In the process he befriends another young soldier plays by Frank Sinatra, whose fledgling career as a singer was rescued by the Oscar-winning performance he gives here as Angelo Maggio (a role for which he lobbied hard), and the two of them bond over heavy-drinking furloughs where, at a nearby bar, beautiful women are kept on the payroll to entertain GIs.
Clift, who’s appearing on the List for a fourth time, plays his richest character yet here. He’s beautiful and charming alongside John Wayne in Red River, convincingly smarmy and hard-to-read in Heiress, and even though I’m kinda puzzled by the legacy of A Place in the Sun (maybe it’s mostly famous for being his first collaboration with Liz Taylor?) I can see lots of quiet strength int hat performance too. But here he gets to play a role that feels like Henry Fonda would’ve won an Oscar for. It’s got that Fonda-like lockjawed stoicism. Wide eyes indicating some kind of coiled violence. I’m thinking mainly of his turns in Grapes of Wrather, Jezebel, and My Darling Clementine. Clift, here, plays the passive Christian type who turns the other cheek from persecution while lashing out at injustice done to others. He’s calm and cool and keeps humbly to himself but gets jealous and passive-aggressive and snide when a woman he lkes goes off and chats with another soldier.
Like a dude who’s got a lotta shit going on inside that he doesn’t talk about, a guy who really needs love, but who then has no patience for the patience who have no patience with his repressive bullshit.
It’s a great role. Sinatra’s is a good one, too, and having read the Kaplan biography about him I know a bit about his life but I also, for some reason, always envision him as he looked int eh 1970s and ’80s. Girthy. “Bewigged,” as Kaplan says, with a shitty toupe that was absically a yarmulke with feathers. But here he is looking bony, young, a thick head of hair. Springy. Fast. His arc is fleshed out by picking a coupla bar fights with a higher-up played by Ernest Borgnine–who I think utters one of the first (deliberate) epithets in a Hollywood movie from the List when he calls Sinatra’s character a “wop.”

This is also the source of that oft-parodied love scene where two people collapse and embrace on a beach and make out while the tide washes over them. Cinematic, but impractical. but that’s from a whole ‘nother sub-plot I wasn’t so interested in. Burt Lancaster falls for his superior’s neglected wife, played by Deborah Kerr.
What I wanna get to is the digression, you probably don’t wanna hear it, about Donna Reed, who plays Clift’s romantic interest as one of the girls hired to entertain soldiers at the bar. They get close while she’s on the job and then one night, when Clift is kicked out, she promises to meet him at another bar. She shows up looking almost unrecognizable out of her work-required cocktail dress, with her hair styled differently.

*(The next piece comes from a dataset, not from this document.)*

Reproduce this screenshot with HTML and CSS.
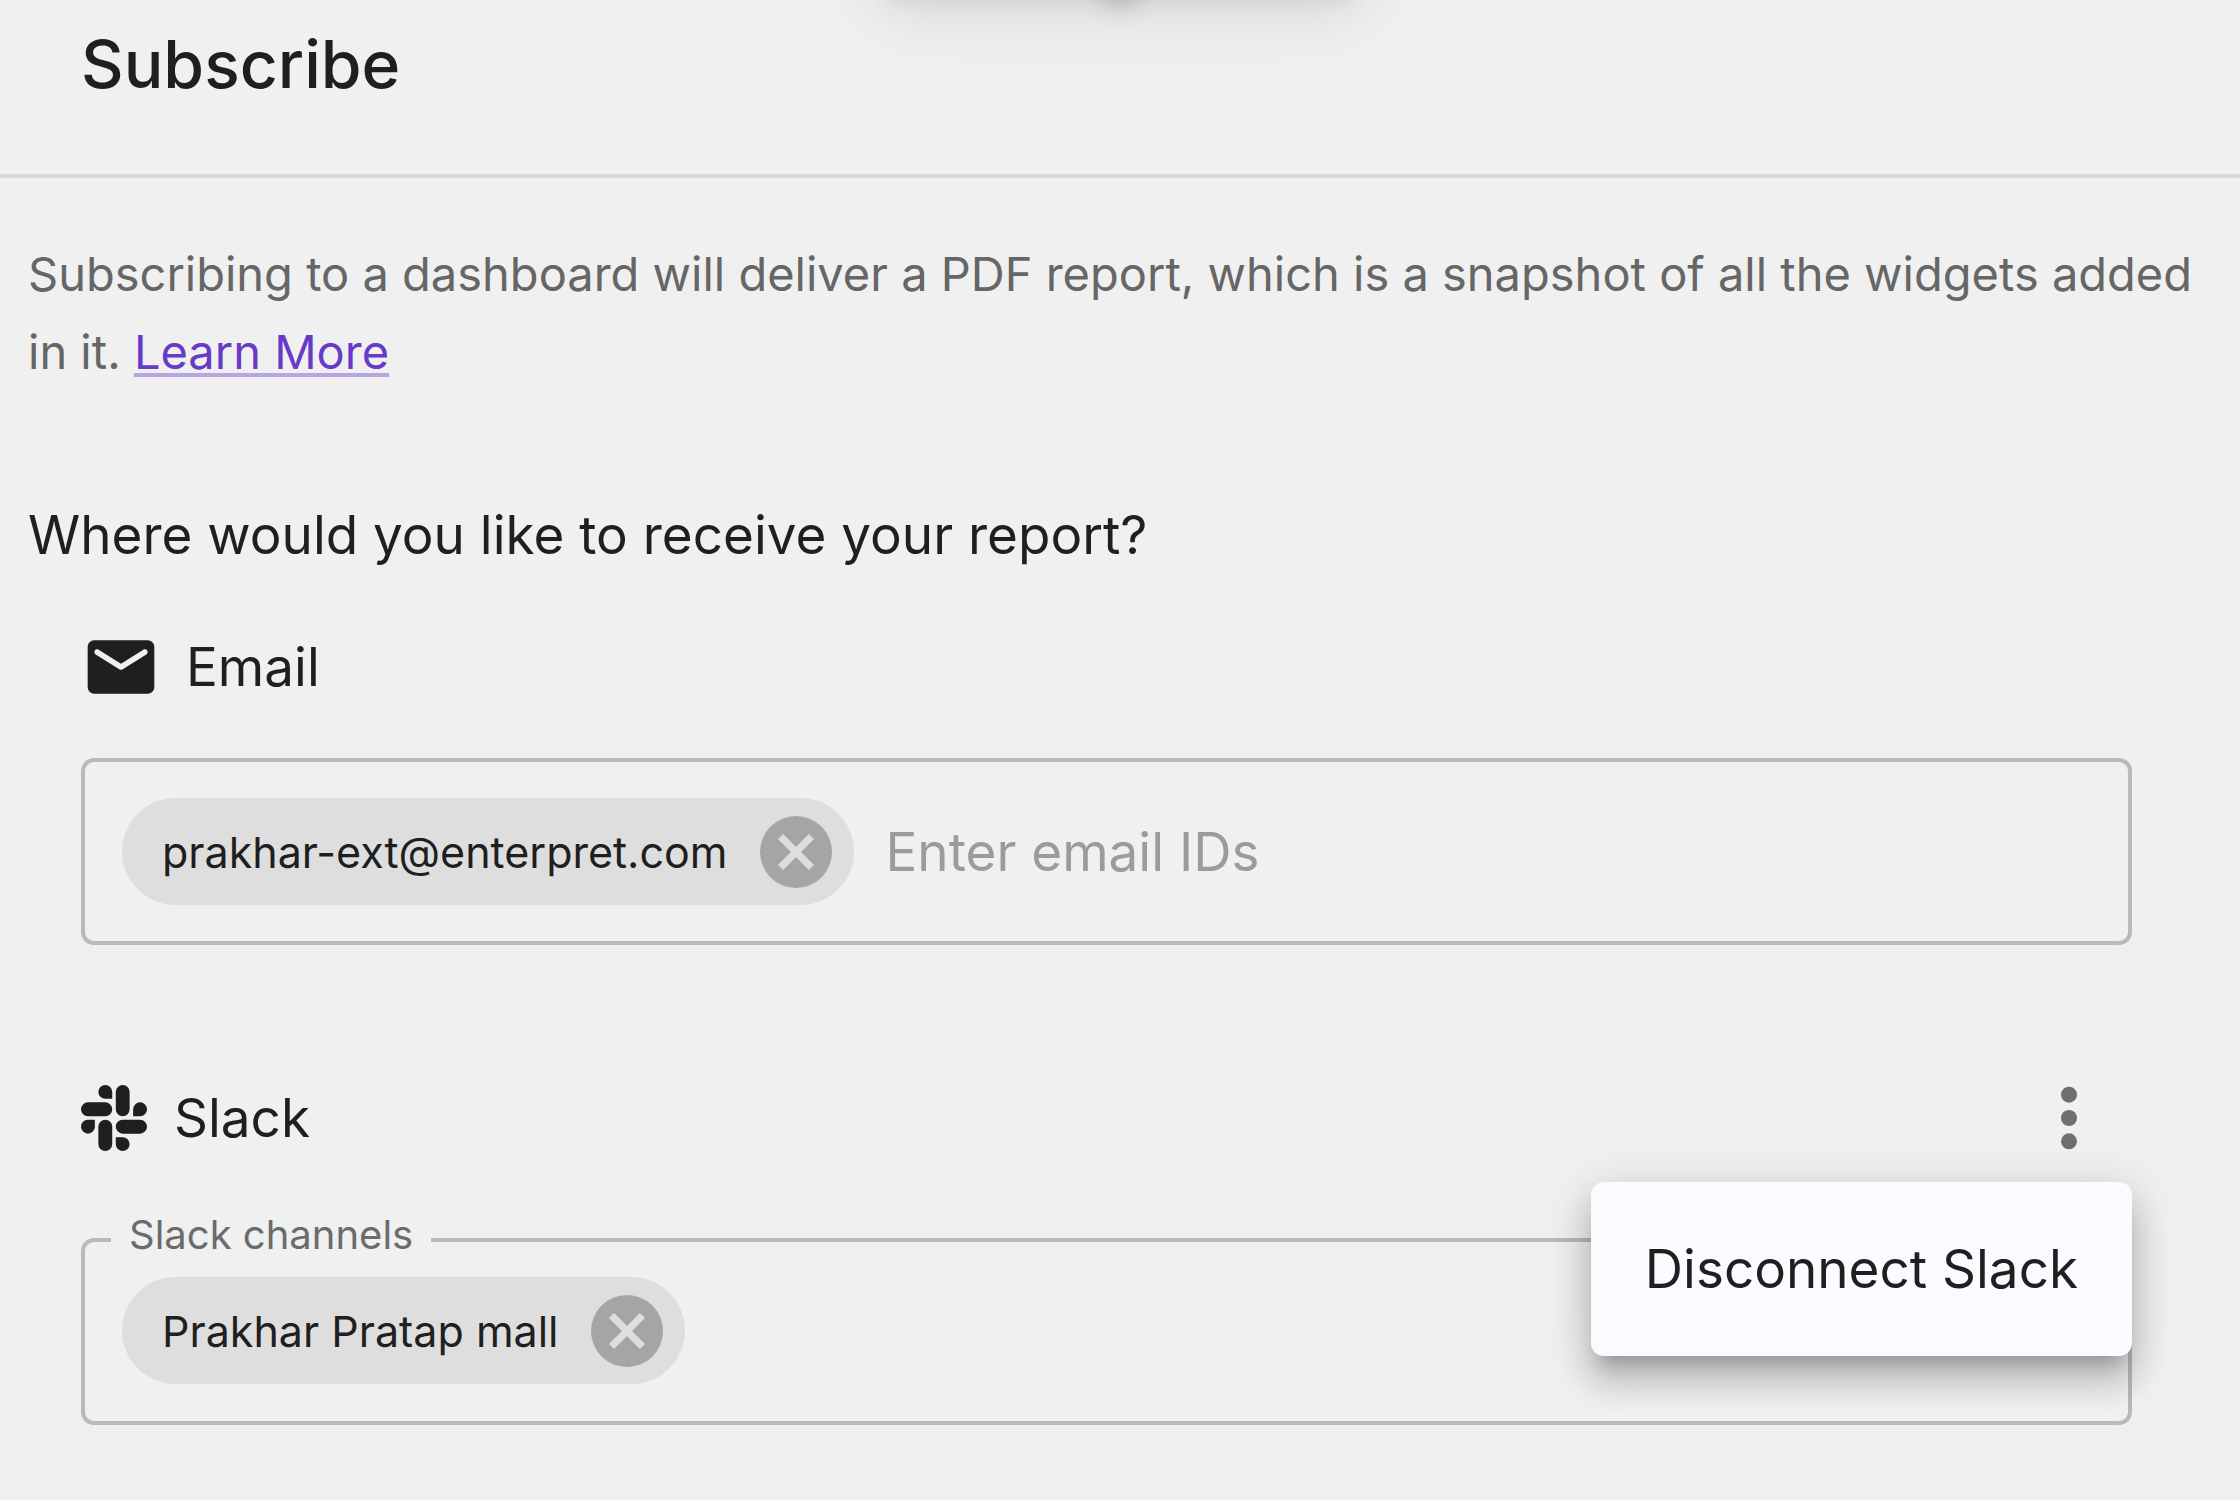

The digression here is about Marianne, a girl I was involved with a few years ago. our affair or tryst or whatever you wanna call it is talked about in essays about The Crowd and a few others. Search it if you want. it was a lopsided fling. I had way stronger feelings, she’d just gotten out of a four-year relationship and didn’t wanna be tied down, so we dated otehr people while seeing each other, each of us being simultaneously promiscuous and halfway committed to one another, but I was more interested int he commitment and she was more about the promiscuty. Each of us got frustrated about that disparity, and we argued a lot, but I loved her and she said as much about me right toward te end. Somehow the thing lasted. But it was petering out by the time sh efinally moved to NYC. I think we exhausted each other.

But it was the most passionate, turbulent, charry and cordial and casual and quiet romance I’ve ever had. I think it might be safest if I never surpass it, too, cuz I didn’t get much done during those months. I thought about her constantly, with either longing or resentment. We were never neutral. it was the sort of love that isn’t conducive to productivity. (In that respect, though it might have been one-sided.) Anyway. Sh ewas working at an Austrian restaurant and the first couple times we got together, she was wearing her uniform. A corset and push-up bra and skirt (skeezy place).
One night we were gonna meet at a bar near my house, Ale House, at 9 p.m. I was all butterflies and giggles, talking to myself in the car, couldn’t focus. i got there early with a book, hada drink, tried to read but had some trouble. The hour comes. And then it goes. Fifteen minutes late. Thirty. Forty. Se texts me about car trouble and I’m willing to go pick her up but I don’t wanna be pushy and so I tell her instead that I’m fine, just reading, no rush.
She shows up a little past ten. I keep looking at the door and I end up catching sight of her just as she walks in. Jeans and a black tanktop with her long black hair in a ponytail. she was only a couple months into the restaurant job and she was reedy with new muscle from hefting plates and bins and dragging the heavy wooden furniture.
I don’t wanna wax too poetic about it. Point is just that this scene in the movie where they meet outside of her job reminded me of how awestruck I was by her simple beauty when she was dressed down for comfort.
Anyway. This is an incredible movie. Give it a shot.
(I just looked as an afterthought to see who directed this and I can’t explain why it seems to make so much sense that it’s the same guy who did High Noon but, yeah, it makes a lotta sense.)